Brian Hayes in American Scientist:
In the early 1990s Spassimir Paskov, then a graduate student at Columbia University, began analyzing an exotic financial instrument called a collateralized mortgage obligation, or CMO, issued by the investment bank Goldman Sachs. The aim was to estimate the current value of the CMO, based on the potential future cash flow from thousands of 30-year mortgages. This task wasn’t just a matter of applying the standard formula for compound interest. Many home mortgages are paid off early when the home is sold or refinanced; some loans go into default; interest rates rise and fall. Thus the present value of a 30-year CMO depends on 360 uncertain and interdependent monthly cash flows. The task amounts to evaluating an integral in 360-dimensional space.

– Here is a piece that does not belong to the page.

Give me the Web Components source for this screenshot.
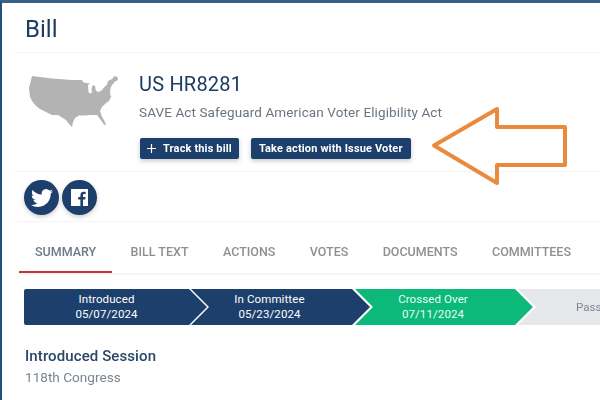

There was no hope of finding an exact solution. Paskov and his adviser, Joseph Traub, decided to try a somewhat obscure approximation technique called the quasi–Monte Carlo method. An ordinary Monte Carlo evaluation takes random samples from the set of all possible solutions. The quasi variant does a different kind of sampling—not quite random but not quite regular either. Paskov and Traub found that some of their quasi–Monte Carlo programs worked far better and faster than the traditional technique. Their discovery would allow a banker or investor to assess the value of a CMO with just a few minutes of computation, instead of several hours.
It would make a fine story if I could now report that the subsequent period of “irrational exuberance” in the financial markets—the frenzy of trading in complex derivatives, and the sad sequel of crisis, collapse, recession, unemployment—could all be traced back to a mathematical innovation in the evaluation of high-dimensional integrals. But it’s just not so; there were other causes of that folly.
On the other hand, the work of Paskov and Traub did have an effect: It brought a dramatic revival of interest in quasi–Monte Carlo.